Polls can be used in a number of ways to help facilitate productive group work. Below are examples of ways to utilize polls as tools for tracking student progress and engaging groups with course material. Using polls to facilitate group work can be especially useful in a course that has been flipped to maximize the amount of in-class time that is used for group work.
Example 1: Instructor asks students, “How many minutes do you need to complete the rest of the group assignment?” (1 minute, 3 minutes, 5 minutes). This allows the instructor to quickly identify how groups are progressing on an in-class project.
Example 2: Groups participate in a version of peer instruction where each individual respond to the question and then the group as a whole must discuss and submit only one response. This facilitation technique forces each student to commit to an answer and then engage in a group discussion until all agree on the single group choice.
Example 3: Instructor asks students, “Please rate the effectiveness of Group 4’s presentation today.” This allows an instructor to quickly and anonymously gather peer feedback on group presentations.
Example 4: Instructor uses polls to have a group provide one response to a given question as a whole. This structure can be used to facilitate group quizzes or have groups provide answers to in-class problem sets.
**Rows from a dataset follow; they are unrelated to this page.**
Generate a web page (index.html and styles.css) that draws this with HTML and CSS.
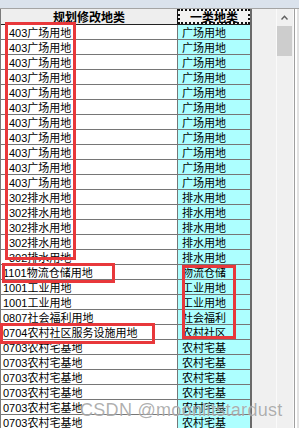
FILE: index.html
```html
<!DOCTYPE html>
<html lang="zh-CN">
<head>
<meta charset="utf-8">
<link rel="stylesheet" href="styles.css">
</head>
<body>
<div class="window">
  <div class="topbar"></div>
  <div class="main">
    <div class="sheet">
      <div class="row head"><div class="c1">规划修改地类</div><div class="c2 sel">一类地类</div></div>
      <div class="row"><div class="c1 ind">403广场用地</div><div class="c2">广场用地</div></div>
      <div class="row"><div class="c1 ind">403广场用地</div><div class="c2">广场用地</div></div>
      <div class="row"><div class="c1 ind">403广场用地</div><div class="c2">广场用地</div></div>
      <div class="row"><div class="c1 ind">403广场用地</div><div class="c2">广场用地</div></div>
      <div class="row"><div class="c1 ind">403广场用地</div><div class="c2">广场用地</div></div>
      <div class="row"><div class="c1 ind">403广场用地</div><div class="c2">广场用地</div></div>
      <div class="row"><div class="c1 ind">403广场用地</div><div class="c2">广场用地</div></div>
      <div class="row"><div class="c1 ind">403广场用地</div><div class="c2">广场用地</div></div>
      <div class="row"><div class="c1 ind">403广场用地</div><div class="c2">广场用地</div></div>
      <div class="row"><div class="c1 ind">403广场用地</div><div class="c2">广场用地</div></div>
      <div class="row"><div class="c1 ind">403广场用地</div><div class="c2">广场用地</div></div>
      <div class="row"><div class="c1 ind">302排水用地</div><div class="c2">排水用地</div></div>
      <div class="row"><div class="c1 ind">302排水用地</div><div class="c2">排水用地</div></div>
      <div class="row"><div class="c1 ind">302排水用地</div><div class="c2">排水用地</div></div>
      <div class="row"><div class="c1 ind">302排水用地</div><div class="c2">排水用地</div></div>
      <div class="row"><div class="c1 ind">302排水用地</div><div class="c2">排水用地</div></div>
      <div class="row"><div class="c1">1101物流仓储用地</div><div class="c2">物流仓储</div></div>
      <div class="row"><div class="c1">1001工业用地</div><div class="c2">工业用地</div></div>
      <div class="row"><div class="c1">1001工业用地</div><div class="c2">工业用地</div></div>
      <div class="row"><div class="c1">0807社会福利用地</div><div class="c2">社会福利</div></div>
      <div class="row"><div class="c1">0704农村社区服务设施用地</div><div class="c2">农村社区</div></div>
      <div class="row"><div class="c1">0703农村宅基地</div><div class="c2">农村宅基</div></div>
      <div class="row"><div class="c1">0703农村宅基地</div><div class="c2">农村宅基</div></div>
      <div class="row"><div class="c1">0703农村宅基地</div><div class="c2">农村宅基</div></div>
      <div class="row"><div class="c1">0703农村宅基地</div><div class="c2">农村宅基</div></div>
      <div class="row"><div class="c1">0703农村宅基地</div><div class="c2">农村宅基</div></div>
      <div class="row"><div class="c1">0703农村宅基地</div><div class="c2">农村宅基</div></div>
    </div>
    <div class="side">
      <div class="gap"></div>
      <div class="vscroll">
        <div class="arrow">
          <svg width="7" height="5" viewBox="0 0 7 5"><polyline points="0.5,4.5 3.5,1.2 6.5,4.5" fill="none" stroke="#5f5f5f" stroke-width="1.4"/></svg>
        </div>
        <div class="thumb"></div>
      </div>
      <div class="edge"></div>
    </div>
  </div>
  <div class="mark m1"></div>
  <div class="mark m2"></div>
  <div class="mark m3"></div>
  <div class="mark m4"></div>
  <div class="wm">CSDN @moonlitstardust</div>
</div>
</body>
</html>
```
FILE: styles.css
```css
html, body {
  margin: 0;
  padding: 0;
}
body {
  background: #f0f0f0;
  font-family: "Liberation Sans", "Noto Sans CJK SC", sans-serif;
  color: #000;
}
.window {
  position: relative;
  width: 299px;
  height: 428px;
  overflow: hidden;
}
.topbar {
  height: 8px;
  background: #dae2ec;
  border-bottom: 1px solid #a4a4a4;
}
.main {
  display: flex;
  height: 419px;
}
.sheet {
  flex: 0 0 252px;
  box-sizing: border-box;
  border-left: 1px solid #7a7a7a;
  border-right: 2px solid #6a6a6a;
  background: #fff;
}
.row {
  display: flex;
  height: 14px;
  border-bottom: 1px solid #767676;
  font-size: 11px;
  line-height: 12px;
}
.c1 {
  flex: 0 0 177px;
  box-sizing: border-box;
  border-right: 1px solid #767676;
  padding: 2px 0 0 2px;
  white-space: nowrap;
  overflow: hidden;
}
.c1.ind {
  padding-left: 8px;
}
.c2 {
  flex: 0 0 72px;
  box-sizing: border-box;
  background: #adffff;
  padding: 2px 0 0 4px;
  white-space: nowrap;
  overflow: hidden;
}
.head {
  height: 15px;
  background: #eeeeee;
  border-bottom: 1px solid #222;
  font-family: "Noto Sans CJK SC", sans-serif;
  font-weight: bold;
  font-size: 12px;
  line-height: 15px;
}
.head .c1 {
  border-right: 1px solid #111;
  text-align: center;
  padding: 0;
  overflow: visible;
  background: #eeeeee;
}
.head .c2 {
  background: #f2f2f2;
  border: 2px dotted #111;
  text-align: center;
  padding: 0;
  overflow: visible;
  line-height: 11px;
}
.side {
  flex: 1;
  display: flex;
  background: #f0f0f0;
}
.gap {
  flex: 0 0 24px;
}
.vscroll {
  flex: 0 0 16px;
  border-left: 1px solid #fafafa;
  border-right: 1px solid #fafafa;
  background: #f0f0f0;
}
.arrow {
  height: 17px;
  display: flex;
  align-items: center;
  justify-content: center;
  padding-right: 1px;
}
.arrow svg {
  display: block;
}
.thumb {
  width: 15px;
  height: 30px;
  background: #cdcdcd;
}
.edge {
  flex: 1;
  border-left: 1px solid #a0a0a0;
  box-shadow: inset 2px 0 0 #ffffff;
  background: #e2e2e2;
}
.mark {
  position: absolute;
  box-sizing: border-box;
  border: 3px solid #e8383b;
}
.m1 { left: 5px; top: 22px; width: 71px; height: 238px; }
.m2 { left: 2px; top: 263px; width: 113px; height: 20px; }
.m3 { left: 182px; top: 265px; width: 54px; height: 74px; }
.m4 { left: 0; top: 323px; width: 155px; height: 21px; }
.wm {
  position: absolute;
  left: 80px;
  top: 400px;
  font-family: "Liberation Sans", sans-serif;
  font-size: 18px;
  line-height: 20px;
  letter-spacing: 0.3px;
  color: rgba(95, 95, 95, 0.5);
  text-shadow: 0 0 1px rgba(255, 255, 255, 0.9);
  white-space: nowrap;
}
```
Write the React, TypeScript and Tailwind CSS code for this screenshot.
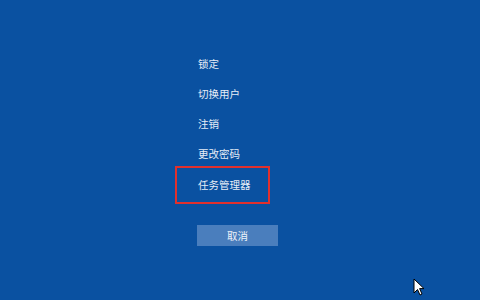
import React from "react";

const items = ["锁定", "切换用户", "注销", "更改密码"];

export default function App() {
  return (
    <div
      className="relative w-[480px] h-[300px] overflow-hidden bg-[#0a51a1] text-[#e6edf7]"
      style={{ fontFamily: '"Noto Sans CJK SC", "Noto Sans", sans-serif' }}
    >
      <div className="flex flex-col w-[95px] ml-[175px] pt-[49px]">
        {items.map((t) => (
          <div key={t} className="h-[30px] flex items-center pl-[23px] text-[10.5px]">
            {t}
          </div>
        ))}
        <div className="h-[38px] -mt-[3px] flex items-center pl-[21px] text-[10.5px] border-2 border-[#e2302c]">
          任务管理器
        </div>
        <button className="mt-[21px] ml-[22px] w-[81px] h-[21px] bg-[#4a7ebd] text-[10.5px] text-[#eef3fa] flex items-center justify-center">
          取消
        </button>
      </div>
      <svg
        className="absolute left-[413px] top-[278px]"
        width="12"
        height="19"
        viewBox="0 0 12 19"
      >
        <path
          d="M1 1 L1 15 L4.5 11.5 L7 17 L9 16 L6.6 10.6 L11 10.6 Z"
          fill="#fff"
          stroke="#000"
          strokeWidth="1"
          strokeLinejoin="miter"
        />
      </svg>
    </div>
  );
}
Polls are useful tools for checking in with a class about the status of student progress toward completion of in-class group work or a long-term project like a lab report, final research paper, or group presentation.
Example 1: Instructor asks students, “How many minutes do you need to complete the rest of the group assignment?” (1 minute, 3 minutes, 5 minutes). Then the instructor uses that information to determine how much longer to allow students to work before bringing them back together for a class wide discussion. This strategy can also be used to ask students how much time they need to complete a peer review process or individual assignment.
Example 2: Instructor asks students, “What stage of the process of writing are you in?” and identifies how much progress students have made toward the final goal. This question could also be framed as a yes/no question, e.g. “I have started writing a draft of the lab report.” Questions like these also remind students about upcoming deadlines and provide a gentle push for students to avoid cramming at the last minute.
Attendance and Participation
Polls are quick and easy tools for tracking student attendance in both medium-and large-sized classes. To track attendance, instructors must have a way to sync the responses from a poll to student identity. Most polling systems have a built-in attendance system that tracks student participation throughout the questions asked during a class period and calculates a participation (or attendance) score. If you are using polls to determine student attendance, it is important to tell the students upfront about this policy and describe how attendance will be determined (i.e. What percentage of questions does a student need to answer in a class period to be counted as having attended?)
Polls can be a useful way to conduct summative assessments in large classes due to the ease of grading and recording responses from a large number of students. Summative assessments are typically used at the end of a unit or course. They are higher stakes and indicate more finalized ‘results’ than formative, in progress, assessments. Polls can be used to conduct end of unit quizzes or the multiple-choice portion of an exam. If you are planning to use polls as a formal grading mechanism for higher stress assessments, make sure that you have already used them in a more informal way in the classroom. This will allow you and the students to become familiar with the system, which will limit the number of technical issues that might occur during the testing period. Also, have a back-up option ready for if you have technical difficulties.
Beatty, I.D., Gerace, W.J., Leonard, W. J. & Dufresne, R.J. (2006). Designing effective questions for classroom response system teaching. American Journal of Physics, 74(1), 31-39.
Bruff, D. (2009). Teaching with classroom response systems: Creating active learning environments. San Francisco: Jossey-Bass.
Bruff, Derek. (n.d.) Classroom response systems (‘clickers’). Center for Teaching, Vanderbilt University. Retrieved from cft.vanderbilt.edu/cft/guides-sub-pages/clickers/.
Crouch, C.H. & Mazur, E. (2001). Peer instruction: Ten years of experience and results. American Journal of Physics, 69(9), 970-977.
Goldstein, D.S. & Wallis, P.D. (2015). Clickers in the classroom: Using classroom response systems to increase student learning. Sterling, VA: Stylus.
Kay, R.H. & LeSage, A. (2009). Examining the benefits and challenges of using audience response systems: A review of the literature. Computers & Education, 53, 819-827.
Mazur, E. (1997). Peer instruction: A user’s manual. Prentice-Hall.
Wagner, B.D. (2009). A Variation on the use of interactive anonymous quizzes in the chemistry classroom. Journal of Chemical Education, 86(11), 1300-1303.